## Task to complete
Find every line in the records that holds the string "screenshot". Copy each one.

## Data for the task
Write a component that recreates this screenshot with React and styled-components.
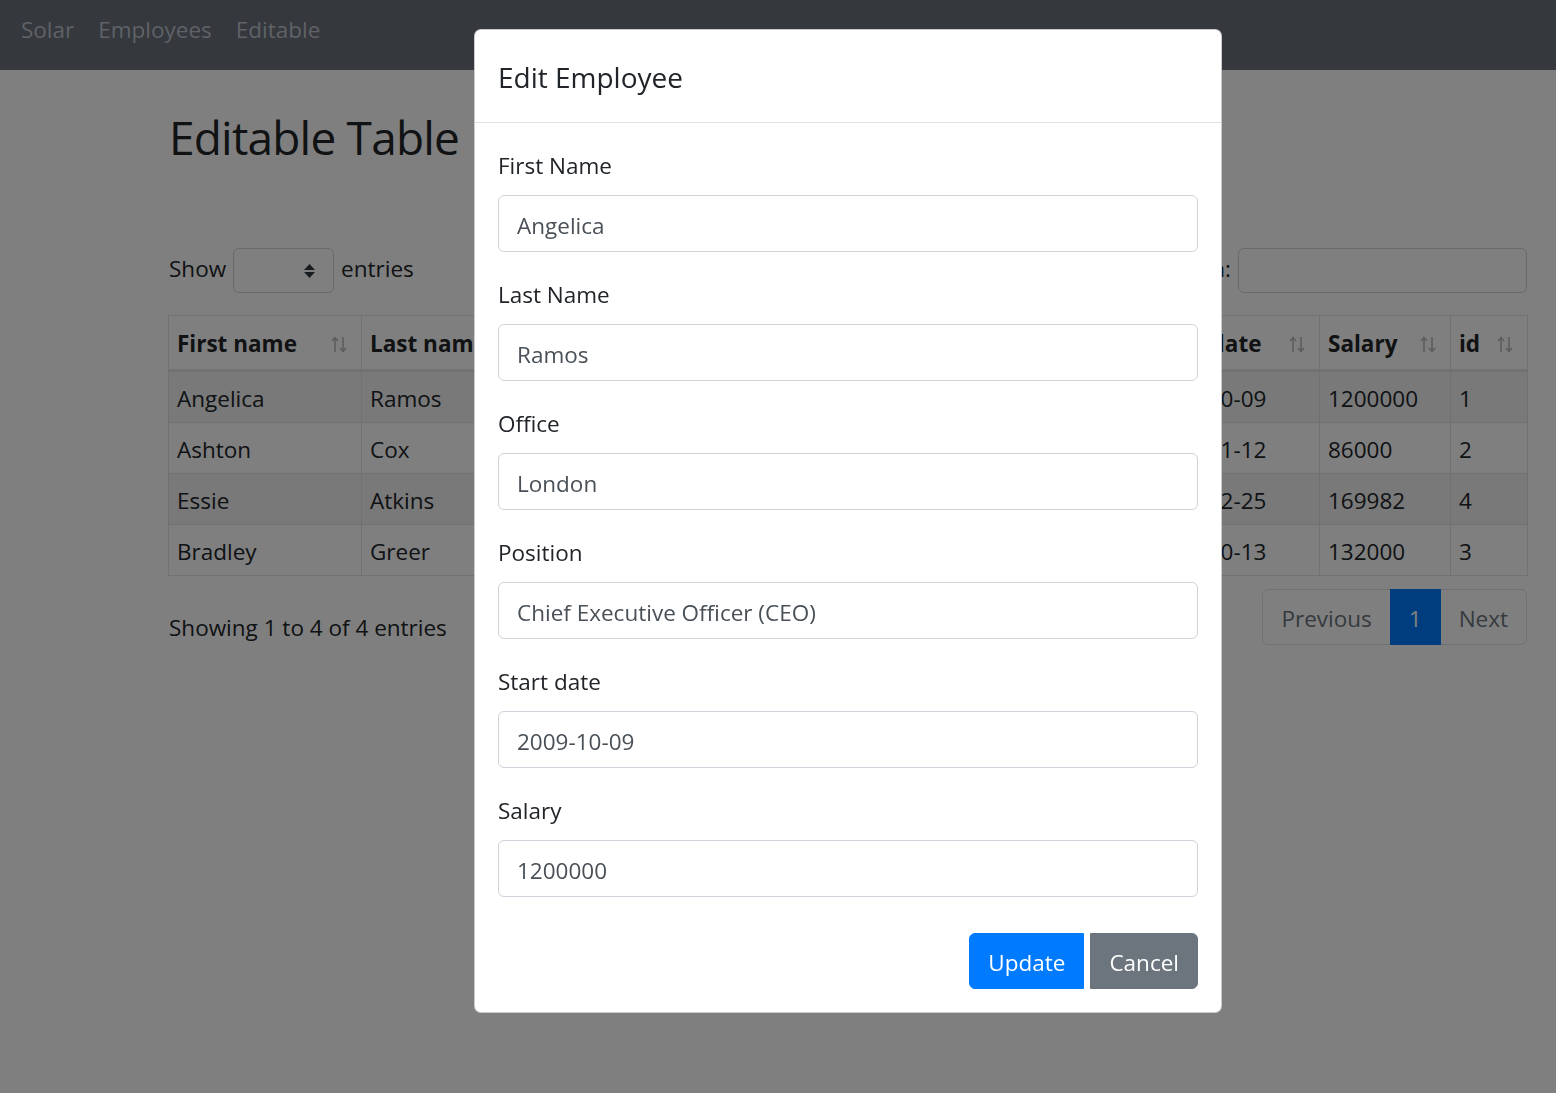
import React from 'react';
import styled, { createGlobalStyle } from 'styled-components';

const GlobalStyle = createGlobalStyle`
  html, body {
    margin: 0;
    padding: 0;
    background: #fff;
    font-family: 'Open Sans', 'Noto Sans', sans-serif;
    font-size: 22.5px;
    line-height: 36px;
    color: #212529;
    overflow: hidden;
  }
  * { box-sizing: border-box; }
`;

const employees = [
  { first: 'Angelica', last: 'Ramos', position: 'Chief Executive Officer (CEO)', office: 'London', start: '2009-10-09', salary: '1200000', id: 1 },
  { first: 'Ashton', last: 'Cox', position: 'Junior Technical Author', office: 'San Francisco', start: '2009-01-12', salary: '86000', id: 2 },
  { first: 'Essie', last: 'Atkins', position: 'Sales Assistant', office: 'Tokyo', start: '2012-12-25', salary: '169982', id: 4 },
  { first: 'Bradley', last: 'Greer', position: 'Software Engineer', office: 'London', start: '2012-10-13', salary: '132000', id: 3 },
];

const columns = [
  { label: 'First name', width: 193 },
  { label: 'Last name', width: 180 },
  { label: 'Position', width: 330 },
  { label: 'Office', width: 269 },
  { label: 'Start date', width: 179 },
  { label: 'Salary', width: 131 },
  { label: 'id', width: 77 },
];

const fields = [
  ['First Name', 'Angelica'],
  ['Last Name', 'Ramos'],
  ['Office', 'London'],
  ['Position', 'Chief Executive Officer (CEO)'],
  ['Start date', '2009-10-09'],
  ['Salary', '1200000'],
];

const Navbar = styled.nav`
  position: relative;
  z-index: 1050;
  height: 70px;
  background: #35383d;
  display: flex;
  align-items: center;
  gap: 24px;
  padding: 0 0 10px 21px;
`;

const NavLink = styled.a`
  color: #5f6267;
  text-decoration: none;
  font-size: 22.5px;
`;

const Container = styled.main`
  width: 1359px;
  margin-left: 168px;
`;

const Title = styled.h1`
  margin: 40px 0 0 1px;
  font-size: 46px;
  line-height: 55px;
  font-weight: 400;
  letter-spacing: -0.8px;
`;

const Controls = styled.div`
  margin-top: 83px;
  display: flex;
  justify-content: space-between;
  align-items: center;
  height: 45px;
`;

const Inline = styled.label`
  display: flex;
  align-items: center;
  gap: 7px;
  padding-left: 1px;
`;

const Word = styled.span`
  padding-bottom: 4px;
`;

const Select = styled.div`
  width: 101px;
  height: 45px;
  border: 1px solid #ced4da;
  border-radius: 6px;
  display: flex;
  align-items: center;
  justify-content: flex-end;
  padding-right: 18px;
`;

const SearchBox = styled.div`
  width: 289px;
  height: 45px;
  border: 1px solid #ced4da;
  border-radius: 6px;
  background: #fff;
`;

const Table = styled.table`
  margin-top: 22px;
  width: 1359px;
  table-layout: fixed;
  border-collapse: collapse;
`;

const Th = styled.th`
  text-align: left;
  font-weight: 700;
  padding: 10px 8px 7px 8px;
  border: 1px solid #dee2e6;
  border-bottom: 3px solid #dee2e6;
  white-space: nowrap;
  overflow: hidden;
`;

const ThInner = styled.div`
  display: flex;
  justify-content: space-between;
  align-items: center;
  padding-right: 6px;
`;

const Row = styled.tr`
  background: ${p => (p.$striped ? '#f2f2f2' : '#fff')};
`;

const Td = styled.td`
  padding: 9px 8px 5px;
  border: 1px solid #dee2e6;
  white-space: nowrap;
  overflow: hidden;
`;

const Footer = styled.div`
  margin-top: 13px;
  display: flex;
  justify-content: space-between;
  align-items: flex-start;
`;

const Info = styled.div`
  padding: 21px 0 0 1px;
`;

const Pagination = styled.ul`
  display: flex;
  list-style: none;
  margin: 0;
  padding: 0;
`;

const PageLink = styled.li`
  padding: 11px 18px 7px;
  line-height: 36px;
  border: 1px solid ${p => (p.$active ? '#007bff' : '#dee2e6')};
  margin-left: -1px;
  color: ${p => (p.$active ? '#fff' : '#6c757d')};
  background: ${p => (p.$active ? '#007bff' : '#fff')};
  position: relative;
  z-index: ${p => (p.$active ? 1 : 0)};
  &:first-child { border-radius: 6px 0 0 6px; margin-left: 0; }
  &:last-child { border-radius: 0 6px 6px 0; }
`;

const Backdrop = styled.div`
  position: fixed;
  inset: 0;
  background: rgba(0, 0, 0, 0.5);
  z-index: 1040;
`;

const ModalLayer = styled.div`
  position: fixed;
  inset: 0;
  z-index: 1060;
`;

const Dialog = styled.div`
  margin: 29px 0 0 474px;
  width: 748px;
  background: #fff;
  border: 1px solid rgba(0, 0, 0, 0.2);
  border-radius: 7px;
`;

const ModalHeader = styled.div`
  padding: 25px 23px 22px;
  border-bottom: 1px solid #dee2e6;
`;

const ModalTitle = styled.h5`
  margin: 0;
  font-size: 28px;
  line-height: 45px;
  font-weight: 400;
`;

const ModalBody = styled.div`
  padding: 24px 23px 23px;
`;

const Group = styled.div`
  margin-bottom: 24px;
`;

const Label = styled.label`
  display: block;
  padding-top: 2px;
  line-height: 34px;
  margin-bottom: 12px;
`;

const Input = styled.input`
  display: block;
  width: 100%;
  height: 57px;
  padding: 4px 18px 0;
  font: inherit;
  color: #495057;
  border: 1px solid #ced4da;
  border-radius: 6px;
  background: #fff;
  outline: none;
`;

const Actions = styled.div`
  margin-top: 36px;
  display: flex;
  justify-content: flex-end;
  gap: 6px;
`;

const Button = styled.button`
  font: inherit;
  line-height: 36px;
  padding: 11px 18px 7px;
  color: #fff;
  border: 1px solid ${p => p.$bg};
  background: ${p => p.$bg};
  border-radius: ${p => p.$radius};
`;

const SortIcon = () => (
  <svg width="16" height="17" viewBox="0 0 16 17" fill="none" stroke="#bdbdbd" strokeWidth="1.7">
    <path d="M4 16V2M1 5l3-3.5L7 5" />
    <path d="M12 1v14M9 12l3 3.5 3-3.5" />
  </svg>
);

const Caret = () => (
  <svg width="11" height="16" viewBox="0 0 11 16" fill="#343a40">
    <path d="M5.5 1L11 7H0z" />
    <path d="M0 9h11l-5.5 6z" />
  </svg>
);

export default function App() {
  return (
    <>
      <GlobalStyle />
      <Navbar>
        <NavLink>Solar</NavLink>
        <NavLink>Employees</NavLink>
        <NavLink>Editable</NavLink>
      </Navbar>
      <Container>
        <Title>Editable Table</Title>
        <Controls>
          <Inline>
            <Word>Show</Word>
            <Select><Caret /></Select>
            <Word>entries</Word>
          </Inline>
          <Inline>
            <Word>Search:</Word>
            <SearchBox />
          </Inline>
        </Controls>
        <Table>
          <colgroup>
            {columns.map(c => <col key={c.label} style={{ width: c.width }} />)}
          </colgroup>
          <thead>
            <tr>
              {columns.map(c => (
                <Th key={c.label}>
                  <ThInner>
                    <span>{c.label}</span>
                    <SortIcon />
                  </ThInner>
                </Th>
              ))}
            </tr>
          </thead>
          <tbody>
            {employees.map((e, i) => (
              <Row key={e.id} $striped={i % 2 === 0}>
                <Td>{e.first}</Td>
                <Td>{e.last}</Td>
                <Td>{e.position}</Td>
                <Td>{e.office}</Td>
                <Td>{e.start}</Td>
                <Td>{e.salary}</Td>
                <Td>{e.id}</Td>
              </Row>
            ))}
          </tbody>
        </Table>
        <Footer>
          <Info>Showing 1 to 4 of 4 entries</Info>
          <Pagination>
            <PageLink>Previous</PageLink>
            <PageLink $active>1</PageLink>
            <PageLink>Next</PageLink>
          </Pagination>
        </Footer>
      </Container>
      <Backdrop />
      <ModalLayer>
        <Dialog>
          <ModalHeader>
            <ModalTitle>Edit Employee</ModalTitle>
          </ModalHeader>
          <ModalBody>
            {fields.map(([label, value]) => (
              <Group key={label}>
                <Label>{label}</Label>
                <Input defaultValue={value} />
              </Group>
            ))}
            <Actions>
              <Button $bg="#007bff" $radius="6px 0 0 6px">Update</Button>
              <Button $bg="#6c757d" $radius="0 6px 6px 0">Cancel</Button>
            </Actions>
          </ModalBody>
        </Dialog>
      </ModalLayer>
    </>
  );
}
...
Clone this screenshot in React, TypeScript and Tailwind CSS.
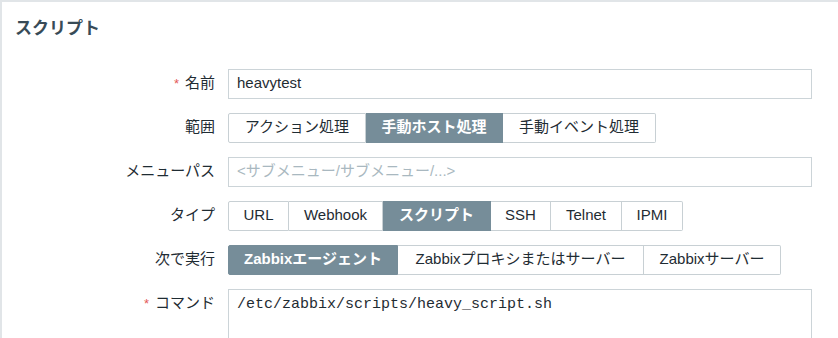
---
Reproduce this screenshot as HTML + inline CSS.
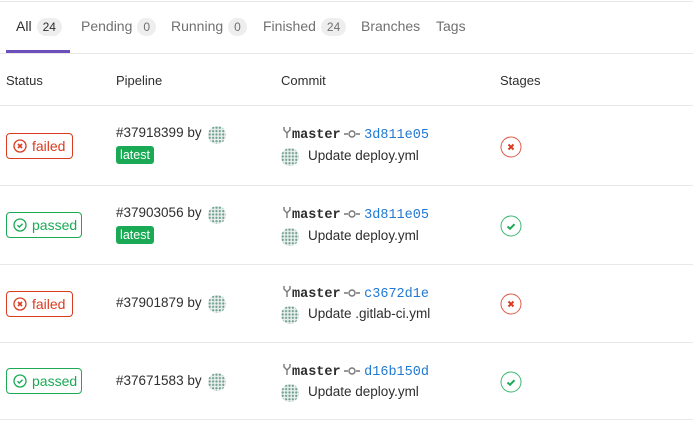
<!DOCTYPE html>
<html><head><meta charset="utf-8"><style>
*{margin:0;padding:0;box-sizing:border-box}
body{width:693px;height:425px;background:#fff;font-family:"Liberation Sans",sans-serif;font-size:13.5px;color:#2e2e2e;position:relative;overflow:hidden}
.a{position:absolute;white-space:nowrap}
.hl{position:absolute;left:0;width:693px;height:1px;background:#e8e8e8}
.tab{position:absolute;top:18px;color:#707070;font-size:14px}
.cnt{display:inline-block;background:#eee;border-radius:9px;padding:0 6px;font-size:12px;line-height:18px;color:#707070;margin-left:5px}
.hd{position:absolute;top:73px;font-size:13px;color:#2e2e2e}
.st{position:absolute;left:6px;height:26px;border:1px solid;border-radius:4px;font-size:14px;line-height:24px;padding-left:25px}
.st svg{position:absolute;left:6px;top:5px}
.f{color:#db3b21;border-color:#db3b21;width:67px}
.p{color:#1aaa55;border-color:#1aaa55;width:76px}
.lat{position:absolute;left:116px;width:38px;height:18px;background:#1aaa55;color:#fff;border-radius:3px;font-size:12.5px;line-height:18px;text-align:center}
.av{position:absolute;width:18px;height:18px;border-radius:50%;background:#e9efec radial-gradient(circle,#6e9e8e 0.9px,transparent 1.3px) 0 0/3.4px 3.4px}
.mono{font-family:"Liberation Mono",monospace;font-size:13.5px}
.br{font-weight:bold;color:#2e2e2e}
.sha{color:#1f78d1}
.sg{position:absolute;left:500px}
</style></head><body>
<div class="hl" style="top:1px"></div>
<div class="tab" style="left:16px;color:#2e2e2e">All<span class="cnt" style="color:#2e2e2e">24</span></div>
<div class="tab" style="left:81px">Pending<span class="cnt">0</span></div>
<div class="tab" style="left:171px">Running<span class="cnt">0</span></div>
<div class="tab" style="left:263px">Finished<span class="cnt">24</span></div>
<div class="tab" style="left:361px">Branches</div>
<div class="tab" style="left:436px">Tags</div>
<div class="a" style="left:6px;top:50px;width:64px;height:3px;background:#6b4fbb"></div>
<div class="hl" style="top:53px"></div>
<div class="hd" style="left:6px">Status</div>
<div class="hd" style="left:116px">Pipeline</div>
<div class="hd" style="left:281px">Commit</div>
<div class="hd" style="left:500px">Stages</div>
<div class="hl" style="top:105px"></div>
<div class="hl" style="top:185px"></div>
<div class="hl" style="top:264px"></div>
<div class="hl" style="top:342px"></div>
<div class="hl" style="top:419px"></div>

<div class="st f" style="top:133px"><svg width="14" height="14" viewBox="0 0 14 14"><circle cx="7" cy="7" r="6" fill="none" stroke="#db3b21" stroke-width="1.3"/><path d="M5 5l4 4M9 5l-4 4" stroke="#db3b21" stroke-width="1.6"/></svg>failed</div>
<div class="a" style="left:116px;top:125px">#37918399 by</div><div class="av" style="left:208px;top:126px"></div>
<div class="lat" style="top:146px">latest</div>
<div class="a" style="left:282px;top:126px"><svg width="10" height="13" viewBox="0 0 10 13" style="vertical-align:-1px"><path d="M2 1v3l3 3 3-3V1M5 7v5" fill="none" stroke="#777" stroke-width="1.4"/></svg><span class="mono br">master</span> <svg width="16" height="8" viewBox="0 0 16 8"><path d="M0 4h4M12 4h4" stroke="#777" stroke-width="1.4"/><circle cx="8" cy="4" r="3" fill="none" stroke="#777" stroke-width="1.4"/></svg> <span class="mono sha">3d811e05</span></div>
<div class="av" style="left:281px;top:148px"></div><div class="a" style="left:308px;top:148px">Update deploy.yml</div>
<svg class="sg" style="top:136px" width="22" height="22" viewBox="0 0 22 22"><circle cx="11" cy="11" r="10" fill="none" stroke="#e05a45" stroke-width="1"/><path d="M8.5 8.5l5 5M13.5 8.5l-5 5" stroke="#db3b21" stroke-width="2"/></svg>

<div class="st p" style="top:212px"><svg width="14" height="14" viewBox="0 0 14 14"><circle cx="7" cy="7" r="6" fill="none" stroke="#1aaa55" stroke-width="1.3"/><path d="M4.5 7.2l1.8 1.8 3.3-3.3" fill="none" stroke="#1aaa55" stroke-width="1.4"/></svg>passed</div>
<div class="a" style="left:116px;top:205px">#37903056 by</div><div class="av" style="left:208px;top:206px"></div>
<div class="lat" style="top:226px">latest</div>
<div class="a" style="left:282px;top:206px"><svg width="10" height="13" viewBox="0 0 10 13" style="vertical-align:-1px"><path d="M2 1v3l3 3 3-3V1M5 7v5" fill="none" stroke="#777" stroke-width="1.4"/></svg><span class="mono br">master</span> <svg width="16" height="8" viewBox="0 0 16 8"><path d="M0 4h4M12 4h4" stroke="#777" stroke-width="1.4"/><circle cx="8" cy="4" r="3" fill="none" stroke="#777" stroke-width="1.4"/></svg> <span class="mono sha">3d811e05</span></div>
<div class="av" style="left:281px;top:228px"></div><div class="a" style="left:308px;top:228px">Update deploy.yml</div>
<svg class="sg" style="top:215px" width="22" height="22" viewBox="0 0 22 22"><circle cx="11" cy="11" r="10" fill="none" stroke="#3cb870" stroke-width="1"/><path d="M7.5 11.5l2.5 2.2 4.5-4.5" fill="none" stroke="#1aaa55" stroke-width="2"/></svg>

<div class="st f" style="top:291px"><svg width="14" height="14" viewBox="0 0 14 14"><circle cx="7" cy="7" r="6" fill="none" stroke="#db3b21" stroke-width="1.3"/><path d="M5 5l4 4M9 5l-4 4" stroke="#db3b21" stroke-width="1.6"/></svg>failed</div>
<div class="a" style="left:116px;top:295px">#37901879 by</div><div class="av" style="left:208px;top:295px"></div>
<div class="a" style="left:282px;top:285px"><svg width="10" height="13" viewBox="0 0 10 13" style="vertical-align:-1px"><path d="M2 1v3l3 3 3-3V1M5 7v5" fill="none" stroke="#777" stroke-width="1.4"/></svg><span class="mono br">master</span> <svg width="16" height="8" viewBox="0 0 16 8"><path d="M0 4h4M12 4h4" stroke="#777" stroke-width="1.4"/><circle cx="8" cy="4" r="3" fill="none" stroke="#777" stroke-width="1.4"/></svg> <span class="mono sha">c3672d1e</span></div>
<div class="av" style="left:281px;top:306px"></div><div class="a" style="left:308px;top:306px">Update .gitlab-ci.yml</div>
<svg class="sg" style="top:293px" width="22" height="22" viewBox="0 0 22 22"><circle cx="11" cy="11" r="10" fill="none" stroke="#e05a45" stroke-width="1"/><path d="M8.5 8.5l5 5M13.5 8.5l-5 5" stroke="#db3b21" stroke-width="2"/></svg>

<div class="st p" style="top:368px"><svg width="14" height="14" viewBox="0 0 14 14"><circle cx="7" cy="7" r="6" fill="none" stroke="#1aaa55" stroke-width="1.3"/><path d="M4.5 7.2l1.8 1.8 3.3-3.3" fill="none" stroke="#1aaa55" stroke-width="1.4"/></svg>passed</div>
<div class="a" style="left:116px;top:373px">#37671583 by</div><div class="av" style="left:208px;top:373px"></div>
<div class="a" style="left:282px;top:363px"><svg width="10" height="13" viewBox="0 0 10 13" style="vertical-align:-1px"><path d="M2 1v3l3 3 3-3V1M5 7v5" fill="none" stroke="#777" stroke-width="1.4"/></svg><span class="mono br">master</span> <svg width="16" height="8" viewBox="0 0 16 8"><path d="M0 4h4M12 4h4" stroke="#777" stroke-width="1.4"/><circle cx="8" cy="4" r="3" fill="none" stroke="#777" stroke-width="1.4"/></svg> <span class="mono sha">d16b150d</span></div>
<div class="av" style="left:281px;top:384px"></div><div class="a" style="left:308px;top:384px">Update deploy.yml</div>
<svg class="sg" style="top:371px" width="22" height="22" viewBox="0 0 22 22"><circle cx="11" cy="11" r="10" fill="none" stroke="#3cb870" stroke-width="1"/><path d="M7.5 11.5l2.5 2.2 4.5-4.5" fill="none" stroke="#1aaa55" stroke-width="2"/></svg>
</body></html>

## Completed task
Write a component that recreates this screenshot with React and styled-components.
Clone this screenshot in React, TypeScript and Tailwind CSS.
Reproduce this screenshot as HTML + inline CSS.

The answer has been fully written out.